WHAT TO WORK ON:
Show all lines that include the string "React"; copy each one.

------ COLLECTED DATA ------

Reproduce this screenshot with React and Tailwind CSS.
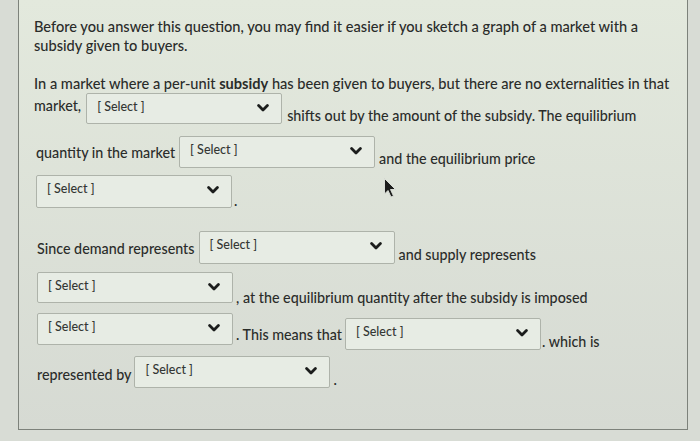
import React from "react";

function Select({ className = "" }) {
  return (
    <div
      className={`flex h-[31px] w-[196px] shrink-0 items-start justify-between rounded-[2px] border border-[#aeb3aa] bg-[#e7ece4] pl-[10px] pr-[12px] pt-[5px] ${className}`}
    >
      <span className="text-[12.5px] leading-[16px] text-[#343734]">[ Select ]</span>
      <svg width="12" height="8" viewBox="0 0 12 8" className="mt-[5px]">
        <path d="M1.6 1.6 L6 6 L10.4 1.6" fill="none" stroke="#1b1d1c" strokeWidth="2.8" strokeLinecap="round" strokeLinejoin="round" />
      </svg>
    </div>
  );
}

export default function App() {
  return (
    <div
      className="relative h-[441px] w-[700px] overflow-hidden bg-[#d8dcd5] text-[14.3px] leading-[19px] text-[#2a2c2a]"
      style={{ fontFamily: "Lato, 'Open Sans', sans-serif" }}
    >
      <div className="ml-[18px] h-[430px] w-[670px] border-b border-l border-r border-[#7d827b] bg-gradient-to-b from-[#e3e9dd] to-[#d6dad3] pl-[15px] pt-[17px] font-medium">
        {/* intro */}
        <p className="text-[14.6px]">
          Before you answer this question, you may find it easier if you sketch a graph of a market with a
          <br />
          subsidy given to buyers.
        </p>

        <p className="mt-[19px] text-[14.6px]">
          In a market where a per-unit <span className="font-bold">subsidy</span> has been given to buyers, but
          there are no externalities in that
        </p>

        <div className="flex h-[30px] items-start">
          <span className="mt-[3px]">market,</span>
          <Select className="ml-[5px] h-[30px]" />
          <span className="ml-[5px] mt-[13px]">shifts out by the amount of the subsidy. The equilibrium</span>
        </div>

        <div className="mt-[13px] flex h-[32px] items-start pl-[2px]">
          <span className="mt-[7px]">quantity in the market</span>
          <Select className="ml-[4px] h-[32px]" />
          <span className="ml-[4px] mt-[13px]">and the equilibrium price</span>
        </div>

        <div className="mt-[7px] flex h-[33px] items-start pl-[2px]">
          <Select className="h-[33px]" />
          <span className="ml-[2px] mt-[16px]">.</span>
        </div>

        <div className="mt-[23px] flex h-[33px] items-start pl-[3px]">
          <span className="mt-[8px]">Since demand represents</span>
          <Select className="ml-[4px] h-[33px] w-[193px]" />
          <span className="ml-[4px] mt-[14px]">and supply represents</span>
        </div>

        <div className="mt-[8px] flex h-[31px] items-start pl-[3px]">
          <Select className="h-[31px]" />
          <span className="ml-[3px] mt-[16px]">, at the equilibrium quantity after the subsidy is imposed</span>
        </div>

        <div className="mt-[10px] flex h-[32px] items-start pl-[3px]">
          <Select className="h-[32px]" />
          <span className="ml-[3px] mt-[12px]">. This means that</span>
          <Select className="ml-[3px] mt-[5px] h-[32px]" />
          <span className="ml-[1px] mt-[19px]">. which is</span>
        </div>

        <div className="mt-[11px] flex h-[32px] items-start pl-[3px]">
          <span className="mt-[9px]">represented by</span>
          <Select className="ml-[3px] h-[32px] w-[191px]" />
          <span className="ml-[3px] mt-[14px]">.</span>
        </div>
      </div>

      {/* mouse pointer */}
      <svg className="absolute left-[383px] top-[177px]" width="14" height="22" viewBox="0 0 14 22">
        <path d="M1.5 1.5 L1.5 17 L5 13.5 L8 20 L10.5 19 L7.5 12.5 L12.5 12.5 Z" fill="#1c1d1c" stroke="#d9ddd6" strokeWidth="1" />
      </svg>
    </div>
  );
}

------

CORRECT RESPONSE:
Reproduce this screenshot with React and Tailwind CSS.
import React from "react";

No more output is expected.